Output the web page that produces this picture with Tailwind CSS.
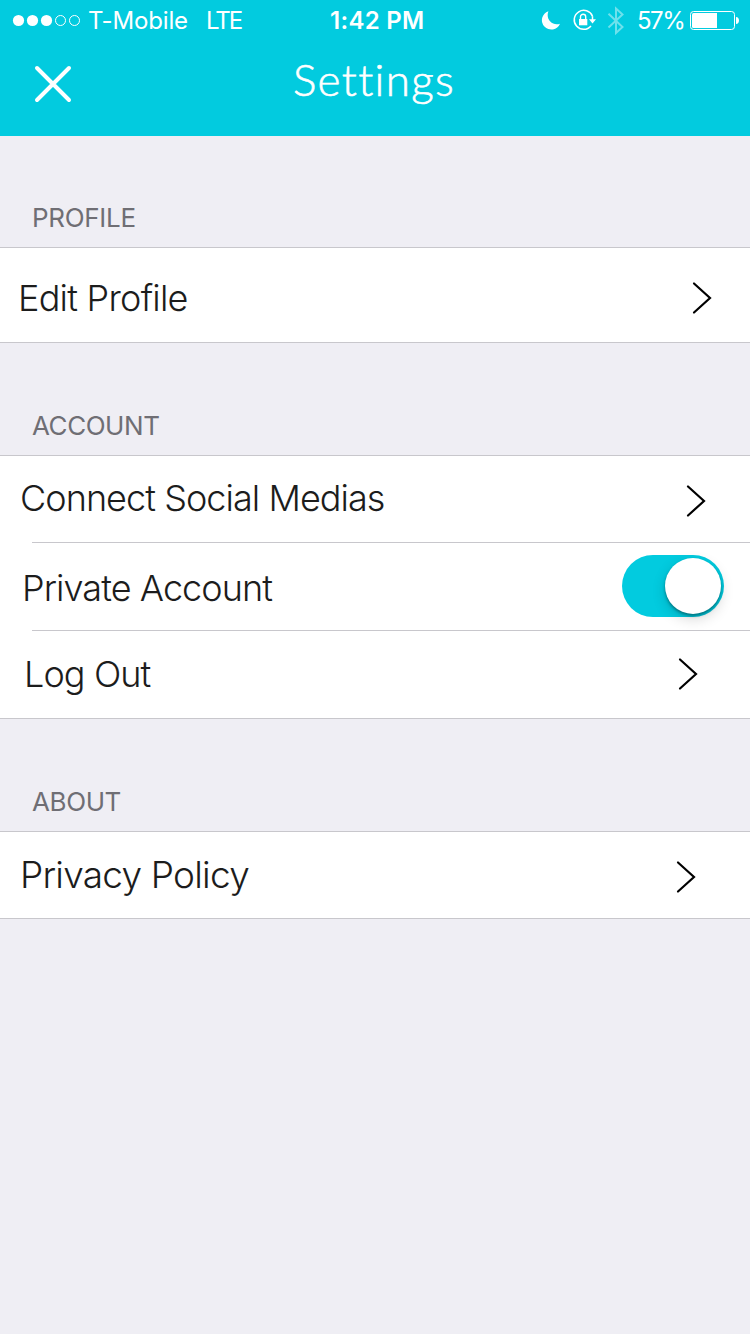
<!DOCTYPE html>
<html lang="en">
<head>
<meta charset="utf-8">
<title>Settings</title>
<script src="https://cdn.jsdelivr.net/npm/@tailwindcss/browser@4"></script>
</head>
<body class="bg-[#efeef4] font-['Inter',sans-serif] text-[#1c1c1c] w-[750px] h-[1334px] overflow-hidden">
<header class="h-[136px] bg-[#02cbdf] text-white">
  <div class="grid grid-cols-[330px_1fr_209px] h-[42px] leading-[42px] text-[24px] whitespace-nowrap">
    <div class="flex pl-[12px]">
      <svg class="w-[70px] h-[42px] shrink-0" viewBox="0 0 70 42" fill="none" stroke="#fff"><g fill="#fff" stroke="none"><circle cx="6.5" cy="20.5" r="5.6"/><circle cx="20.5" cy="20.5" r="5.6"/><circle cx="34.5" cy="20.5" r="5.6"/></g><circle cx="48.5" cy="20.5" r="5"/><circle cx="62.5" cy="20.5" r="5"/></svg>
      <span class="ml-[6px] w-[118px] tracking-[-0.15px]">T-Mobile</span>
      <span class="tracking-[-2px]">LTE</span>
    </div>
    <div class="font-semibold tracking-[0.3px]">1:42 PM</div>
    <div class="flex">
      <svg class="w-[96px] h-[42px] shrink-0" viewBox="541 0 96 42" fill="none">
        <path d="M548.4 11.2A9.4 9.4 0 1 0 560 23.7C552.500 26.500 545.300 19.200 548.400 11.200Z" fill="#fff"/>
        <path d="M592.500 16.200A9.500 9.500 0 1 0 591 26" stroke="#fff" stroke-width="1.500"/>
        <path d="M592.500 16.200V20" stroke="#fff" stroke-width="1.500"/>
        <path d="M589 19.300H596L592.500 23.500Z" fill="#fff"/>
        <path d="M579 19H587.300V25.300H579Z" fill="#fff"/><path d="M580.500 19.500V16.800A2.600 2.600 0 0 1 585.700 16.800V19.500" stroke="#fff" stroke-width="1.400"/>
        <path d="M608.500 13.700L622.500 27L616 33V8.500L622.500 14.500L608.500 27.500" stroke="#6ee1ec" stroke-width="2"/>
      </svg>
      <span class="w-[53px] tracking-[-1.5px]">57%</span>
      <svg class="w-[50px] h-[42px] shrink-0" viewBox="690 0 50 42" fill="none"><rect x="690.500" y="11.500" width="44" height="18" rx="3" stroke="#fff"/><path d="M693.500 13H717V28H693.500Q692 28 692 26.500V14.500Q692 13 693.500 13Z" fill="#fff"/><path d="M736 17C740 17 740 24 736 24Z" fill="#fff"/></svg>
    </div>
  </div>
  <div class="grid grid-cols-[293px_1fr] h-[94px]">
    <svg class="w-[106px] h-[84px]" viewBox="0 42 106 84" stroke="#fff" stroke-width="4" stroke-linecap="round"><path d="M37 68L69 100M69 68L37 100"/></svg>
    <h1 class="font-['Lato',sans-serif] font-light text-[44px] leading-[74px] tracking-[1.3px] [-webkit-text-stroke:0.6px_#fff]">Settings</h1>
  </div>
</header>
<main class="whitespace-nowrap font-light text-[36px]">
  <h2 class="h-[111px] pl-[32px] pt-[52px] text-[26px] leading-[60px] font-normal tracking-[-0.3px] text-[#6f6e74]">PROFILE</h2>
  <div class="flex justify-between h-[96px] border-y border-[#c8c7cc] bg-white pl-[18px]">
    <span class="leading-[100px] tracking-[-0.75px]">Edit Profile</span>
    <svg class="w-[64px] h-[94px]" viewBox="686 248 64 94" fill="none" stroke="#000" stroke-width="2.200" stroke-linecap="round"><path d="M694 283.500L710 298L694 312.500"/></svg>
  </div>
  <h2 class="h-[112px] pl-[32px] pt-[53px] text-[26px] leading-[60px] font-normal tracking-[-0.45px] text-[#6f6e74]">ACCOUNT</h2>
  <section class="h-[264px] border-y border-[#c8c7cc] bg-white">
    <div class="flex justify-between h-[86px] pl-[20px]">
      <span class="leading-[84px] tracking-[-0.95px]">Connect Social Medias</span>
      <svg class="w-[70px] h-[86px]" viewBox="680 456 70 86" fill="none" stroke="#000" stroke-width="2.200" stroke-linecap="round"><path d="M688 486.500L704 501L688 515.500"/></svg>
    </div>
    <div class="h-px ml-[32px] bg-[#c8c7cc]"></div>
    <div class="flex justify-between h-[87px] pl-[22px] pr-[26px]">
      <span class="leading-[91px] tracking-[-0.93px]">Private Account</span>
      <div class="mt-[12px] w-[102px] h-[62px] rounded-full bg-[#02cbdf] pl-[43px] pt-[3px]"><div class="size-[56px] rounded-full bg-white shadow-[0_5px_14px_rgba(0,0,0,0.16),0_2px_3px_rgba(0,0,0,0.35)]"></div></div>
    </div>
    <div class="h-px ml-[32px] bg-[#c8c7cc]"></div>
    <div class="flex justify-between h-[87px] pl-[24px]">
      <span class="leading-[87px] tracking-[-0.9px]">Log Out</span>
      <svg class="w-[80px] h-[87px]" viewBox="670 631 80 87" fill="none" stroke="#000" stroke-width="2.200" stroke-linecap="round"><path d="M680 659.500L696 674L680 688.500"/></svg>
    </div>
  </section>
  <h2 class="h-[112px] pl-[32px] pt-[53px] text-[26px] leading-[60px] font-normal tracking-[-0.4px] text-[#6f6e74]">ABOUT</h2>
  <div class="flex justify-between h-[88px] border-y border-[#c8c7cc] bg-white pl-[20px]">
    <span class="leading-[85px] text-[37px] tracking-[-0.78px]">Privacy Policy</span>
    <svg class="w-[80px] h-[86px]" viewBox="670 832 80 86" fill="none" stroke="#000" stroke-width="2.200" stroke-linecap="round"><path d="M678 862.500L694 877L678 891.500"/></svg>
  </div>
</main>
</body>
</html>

# # #

**WHAT THIS TASK INVOLVES**
With the pictures left out, transcribe the material exactly.

**RIGHT ANSWER**
Output the web page that produces this picture with Tailwind CSS.
<!DOCTYPE html>
<html lang="en">
<head>
<meta charset="utf-8">
<title>Settings</title>
<script src="https://cdn.jsdelivr.net/npm/@tailwindcss/browser@4"></script>
</head>
<body class="bg-[#efeef4] font-['Inter',sans-serif] text-[#1c1c1c] w-[750px] h-[1334px] overflow-hidden">
<header class="h-[136px] bg-[#02cbdf] text-white">
  <div class="grid grid-cols-[330px_1fr_209px] h-[42px] leading-[42px] text-[24px] whitespace-nowrap">
    <div class="flex pl-[12px]">
      <svg class="w-[70px] h-[42px] shrink-0" viewBox="0 0 70 42" fill="none" stroke="#fff"><g fill="#fff" stroke="none"><circle cx="6.5" cy="20.5" r="5.6"/><circle cx="20.5" cy="20.5" r="5.6"/><circle cx="34.5" cy="20.5" r="5.6"/></g><circle cx="48.5" cy="20.5" r="5"/><circle cx="62.5" cy="20.5" r="5"/></svg>
      <span class="ml-[6px] w-[118px] tracking-[-0.15px]">T-Mobile</span>
      <span class="tracking-[-2px]">LTE</span>
    </div>
    <div class="font-semibold tracking-[0.3px]">1:42 PM</div>
    <div class="flex">
      <svg class="w-[96px] h-[42px] shrink-0" viewBox="541 0 96 42" fill="none">
        <path d="M548.4 11.2A9.4 9.4 0 1 0 560 23.7C552.500 26.500 545.300 19.200 548.400 11.200Z" fill="#fff"/>
        <path d="M592.500 16.200A9.500 9.500 0 1 0 591 26" stroke="#fff" stroke-width="1.500"/>
        <path d="M592.500 16.200V20" stroke="#fff" stroke-width="1.500"/>
        <path d="M589 19.300H596L592.500 23.500Z" fill="#fff"/>
        <path d="M579 19H587.300V25.300H579Z" fill="#fff"/><path d="M580.500 19.500V16.800A2.600 2.600 0 0 1 585.700 16.800V19.500" stroke="#fff" stroke-width="1.400"/>
        <path d="M608.500 13.700L622.500 27L616 33V8.500L622.500 14.500L608.500 27.500" stroke="#6ee1ec" stroke-width="2"/>
      </svg>
      <span class="w-[53px] tracking-[-1.5px]">57%</span>
      <svg class="w-[50px] h-[42px] shrink-0" viewBox="690 0 50 42" fill="none"><rect x="690.500" y="11.500" width="44" height="18" rx="3" stroke="#fff"/><path d="M693.500 13H717V28H693.500Q692 28 692 26.500V14.500Q692 13 693.500 13Z" fill="#fff"/><path d="M736 17C740 17 740 24 736 24Z" fill="#fff"/></svg>
    </div>
  </div>
  <div class="grid grid-cols-[293px_1fr] h-[94px]">
    <svg class="w-[106px] h-[84px]" viewBox="0 42 106 84" stroke="#fff" stroke-width="4" stroke-linecap="round"><path d="M37 68L69 100M69 68L37 100"/></svg>
    <h1 class="font-['Lato',sans-serif] font-light text-[44px] leading-[74px] tracking-[1.3px] [-webkit-text-stroke:0.6px_#fff]">Settings</h1>
  </div>
</header>
<main class="whitespace-nowrap font-light text-[36px]">
  <h2 class="h-[111px] pl-[32px] pt-[52px] text-[26px] leading-[60px] font-normal tracking-[-0.3px] text-[#6f6e74]">PROFILE</h2>
  <div class="flex justify-between h-[96px] border-y border-[#c8c7cc] bg-white pl-[18px]">
    <span class="leading-[100px] tracking-[-0.75px]">Edit Profile</span>
    <svg class="w-[64px] h-[94px]" viewBox="686 248 64 94" fill="none" stroke="#000" stroke-width="2.200" stroke-linecap="round"><path d="M694 283.500L710 298L694 312.500"/></svg>
  </div>
  <h2 class="h-[112px] pl-[32px] pt-[53px] text-[26px] leading-[60px] font-normal tracking-[-0.45px] text-[#6f6e74]">ACCOUNT</h2>
  <section class="h-[264px] border-y border-[#c8c7cc] bg-white">
    <div class="flex justify-between h-[86px] pl-[20px]">
      <span class="leading-[84px] tracking-[-0.95px]">Connect Social Medias</span>
      <svg class="w-[70px] h-[86px]" viewBox="680 456 70 86" fill="none" stroke="#000" stroke-width="2.200" stroke-linecap="round"><path d="M688 486.500L704 501L688 515.500"/></svg>
    </div>
    <div class="h-px ml-[32px] bg-[#c8c7cc]"></div>
    <div class="flex justify-between h-[87px] pl-[22px] pr-[26px]">
      <span class="leading-[91px] tracking-[-0.93px]">Private Account</span>
      <div class="mt-[12px] w-[102px] h-[62px] rounded-full bg-[#02cbdf] pl-[43px] pt-[3px]"><div class="size-[56px] rounded-full bg-white shadow-[0_5px_14px_rgba(0,0,0,0.16),0_2px_3px_rgba(0,0,0,0.35)]"></div></div>
    </div>
    <div class="h-px ml-[32px] bg-[#c8c7cc]"></div>
    <div class="flex justify-between h-[87px] pl-[24px]">
      <span class="leading-[87px] tracking-[-0.9px]">Log Out</span>
      <svg class="w-[80px] h-[87px]" viewBox="670 631 80 87" fill="none" stroke="#000" stroke-width="2.200" stroke-linecap="round"><path d="M680 659.500L696 674L680 688.500"/></svg>
    </div>
  </section>
  <h2 class="h-[112px] pl-[32px] pt-[53px] text-[26px] leading-[60px] font-normal tracking-[-0.4px] text-[#6f6e74]">ABOUT</h2>
  <div class="flex justify-between h-[88px] border-y border-[#c8c7cc] bg-white pl-[20px]">
    <span class="leading-[85px] text-[37px] tracking-[-0.78px]">Privacy Policy</span>
    <svg class="w-[80px] h-[86px]" viewBox="670 832 80 86" fill="none" stroke="#000" stroke-width="2.200" stroke-linecap="round"><path d="M678 862.500L694 877L678 891.500"/></svg>
  </div>
</main>
</body>
</html>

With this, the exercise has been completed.